Pakistani shepherdess and a dedicated midwife have been recognized among the BBC's 100 inspiring and influential women for 2023.
This year's list not only recognizes individual accomplishments but also emphasises the collective efforts of women working tirelessly to address climate change and its far-reaching impacts.
Afroze-Numa: Shepherdess defying tradition
Afroze-Numa, hailing from the remote Shimshal valley, stands out as one of the last Wakhi shepherdesses.
For nearly three decades, she has tended to goats, yaks, and sheep, preserving a centuries-old tradition that is slowly fading in the mountainous regions of Pakistan.
Notably, Afroze-Numa, who was the first woman in Shimshal Valley to own a pair of shoes, takes her flocks to pastures at an astonishing 4,800 meters (16,000 feet) above sea level, continuing the legacy passed down by her mother and grandmothers.
Neha Mankani: Midwife's compassion amidst crisis
The second Pakistani woman earning a spot on the prestigious list is Neha Mankani, a compassionate midwife whose efforts during last year's record-breaking floods have not gone unnoticed.
Through her charity, Mama Baby Fund, Mankani provided life-saving birthing kits and midwifery care to more than 15,000 families affected by the deluge.
Her focus on low-resourced settings, emergency response, and climate-affected communities has been a beacon of hope for those in dire need.
Mama baby fund
Mama Baby Fund, founded by Mankani, has not only been a lifeline for mothers in distress but has also raised sufficient funds to launch a groundbreaking initiative.
A boat ambulance, the first of its kind, will now transport pregnant women living in coastal communities to nearby hospitals and clinics for urgent treatment.
This innovative approach underscores the organization's commitment to addressing the unique challenges faced by communities affected by climate-related disasters.

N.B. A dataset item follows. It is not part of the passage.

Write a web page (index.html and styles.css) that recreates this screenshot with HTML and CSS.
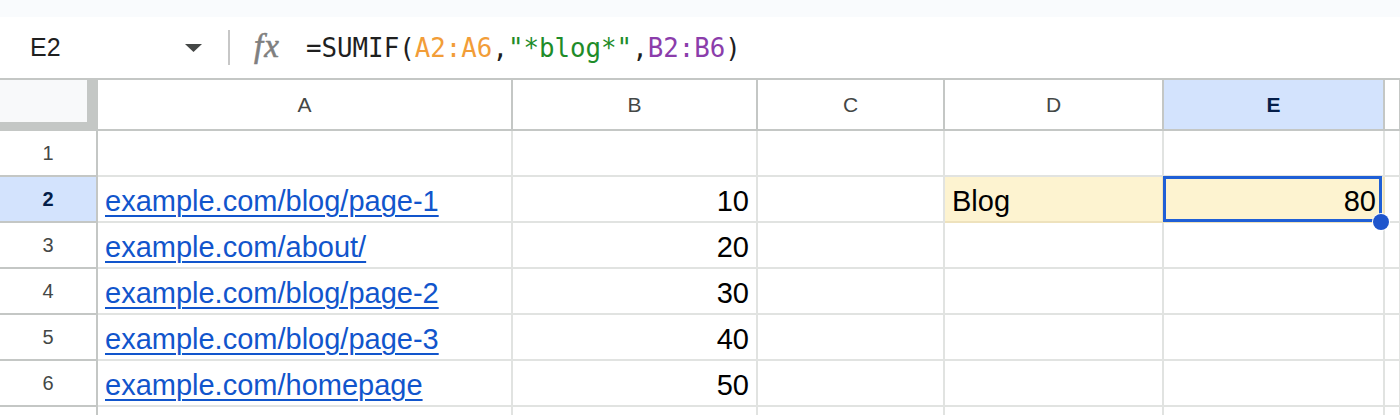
FILE: index.html
```html
<!DOCTYPE html>
<html>
<head>
<meta charset="utf-8">
<link rel="stylesheet" href="styles.css">
</head>
<body>
<div class="topstrip"></div>
<div class="fbar">
  <div class="namebox">
    <span class="cellref">E2</span>
    <svg class="caret" width="17" height="8" viewBox="0 0 17 8"><path d="M0 0H17L8.5 8Z" fill="#444746"/></svg>
  </div>
  <div class="sep"></div>
  <span class="fx">fx</span>
  <div class="formula">=SUMIF(<span class="r1">A2:A6</span>,<span class="str">"*blog*"</span>,<span class="r2">B2:B6</span>)</div>
</div>
<div class="sheet">
  <div class="corner"><div class="corner-inner"></div></div>
  <div class="ch">A</div>
  <div class="ch">B</div>
  <div class="ch">C</div>
  <div class="ch">D</div>
  <div class="ch ch-sel">E</div>
  <div class="ch"></div>

  <div class="rh">1</div>
  <div class="c"></div>
  <div class="c"></div>
  <div class="c"></div>
  <div class="c"></div>
  <div class="c"></div>
  <div class="c"></div>

  <div class="rh rh-sel">2</div>
  <div class="c"><a class="link" href="#">example.com/blog/page-1</a></div>
  <div class="c num">10</div>
  <div class="c"></div>
  <div class="c hl">Blog</div>
  <div class="c num hl active">80<div class="sel-box"></div><div class="sel-dot"></div></div>
  <div class="c"></div>

  <div class="rh">3</div>
  <div class="c"><a class="link" href="#">example.com/about/</a></div>
  <div class="c num">20</div>
  <div class="c"></div>
  <div class="c"></div>
  <div class="c"></div>
  <div class="c"></div>

  <div class="rh">4</div>
  <div class="c"><a class="link" href="#">example.com/blog/page-2</a></div>
  <div class="c num">30</div>
  <div class="c"></div>
  <div class="c"></div>
  <div class="c"></div>
  <div class="c"></div>

  <div class="rh">5</div>
  <div class="c"><a class="link" href="#">example.com/blog/page-3</a></div>
  <div class="c num">40</div>
  <div class="c"></div>
  <div class="c"></div>
  <div class="c"></div>
  <div class="c"></div>

  <div class="rh">6</div>
  <div class="c"><a class="link" href="#">example.com/homepage</a></div>
  <div class="c num">50</div>
  <div class="c"></div>
  <div class="c"></div>
  <div class="c"></div>
  <div class="c"></div>

  <div class="rh last"></div>
  <div class="c last"></div>
  <div class="c last"></div>
  <div class="c last"></div>
  <div class="c last"></div>
  <div class="c last"></div>
  <div class="c last"></div>
</div>
</body>
</html>
```

FILE: styles.css
```css
html, body {
  margin: 0;
  padding: 0;
}
body {
  width: 1400px;
  height: 415px;
  overflow: hidden;
  background: #ffffff;
  font-family: "Liberation Sans", Arial, sans-serif;
  color: #000;
}
.topstrip {
  height: 17px;
  background: #f9fbfd;
}
.fbar {
  height: 61px;
  display: flex;
  align-items: center;
  border-bottom: 2px solid #c4c7c5;
  background: #fff;
}
.namebox {
  width: 202px;
  box-sizing: border-box;
  padding-left: 30px;
  display: flex;
  align-items: center;
  justify-content: space-between;
}
.cellref {
  font-size: 25px;
  color: #1f1f1f;
}
.caret {
  display: block;
  margin-top: 1px;
}
.sep {
  width: 2px;
  height: 35px;
  margin-left: 26px;
  background: #c7c7c7;
}
.fx {
  margin-left: 24px;
  width: 30px;
  font-family: "Liberation Serif", "Times New Roman", serif;
  font-style: italic;
  font-size: 33px;
  color: #7f7f7f;
  letter-spacing: 1px;
  line-height: 1;
  margin-top: -2px;
  -webkit-text-stroke: 0.6px #7f7f7f;
}
.formula {
  margin-left: 22px;
  font-family: "DejaVu Sans Mono", monospace;
  font-size: 25.8px;
  color: #1f1f1f;
  white-space: pre;
}
.r1 { color: #f29d38; }
.str { color: #1e8c29; }
.r2 { color: #8b3dab; }

.sheet {
  display: grid;
  grid-template-columns: 98px 415px 245px 187px 219px 221px 1fr;
  grid-template-rows: 51px repeat(6, 46px) 8px;
  overflow: hidden;
}
.sheet > div {
  box-sizing: border-box;
  border-right: 2px solid #e1e3e1;
  border-bottom: 2px solid #e1e3e1;
  min-width: 0;
}
.sheet > .last {
  border-bottom: none;
}
.sheet > .corner {
  border: none;
  background: #c4c7c5;
}
.corner-inner {
  width: 87px;
  height: 42px;
  background: #f8f9fa;
}
.sheet > .ch {
  border-color: #c4c7c5;
  display: flex;
  align-items: center;
  justify-content: center;
  font-size: 21px;
  color: #444746;
  padding-top: 1px;
}
.sheet > .ch-sel {
  background: #d3e3fd;
  color: #041e49;
  font-weight: bold;
}
.sheet > .rh {
  border-color: #c4c7c5;
  display: flex;
  align-items: center;
  justify-content: center;
  font-size: 20px;
  color: #444746;
}
.sheet > .rh-sel {
  background: #d3e3fd;
  color: #041e49;
  font-weight: bold;
}
.c {
  display: flex;
  align-items: flex-end;
  padding: 0 7px 5px 7px;
  font-size: 29px;
  line-height: 30px;
  white-space: nowrap;
}
.num {
  justify-content: flex-end;
}
.sheet > .hl {
  background: #fdf3d0;
  border-color: #eee2bd;
}
.link {
  color: #1155cc;
  text-decoration: underline;
  text-decoration-thickness: 2px;
  text-underline-offset: 4px;
}
.active {
  position: relative;
  overflow: visible;
}
.sel-box {
  position: absolute;
  top: -1px;
  left: -1px;
  right: 1px;
  bottom: -1px;
  border: 3px solid #1f5fd6;
  pointer-events: none;
}
.sel-dot {
  position: absolute;
  width: 16px;
  height: 16px;
  right: -6px;
  bottom: -9px;
  border-radius: 50%;
  background: #1f55cc;
  box-shadow: 0 0 0 1px #fff;
  z-index: 5;
}
```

Midwives as first responders
Speaking about the crucial role of midwives in the face of climate-related disasters, Mankani emphasized, "We are both first responders and climate activists, who make sure women can continue to receive the reproductive, pregnancy, and postpartum care they need, even when the situation around them is deteriorating."
This acknowledgment highlights the vital intersection between women's health and climate resilience.
Among the 100 women celebrated globally, Afroze-Numa and Neha Mankani share the spotlight with renowned figures such as Michelle Obama, Amal Clooney, Aitana Bonmatí, Timnit Gebru, Gloria Steinem, America Ferrera, and Huda Kattan.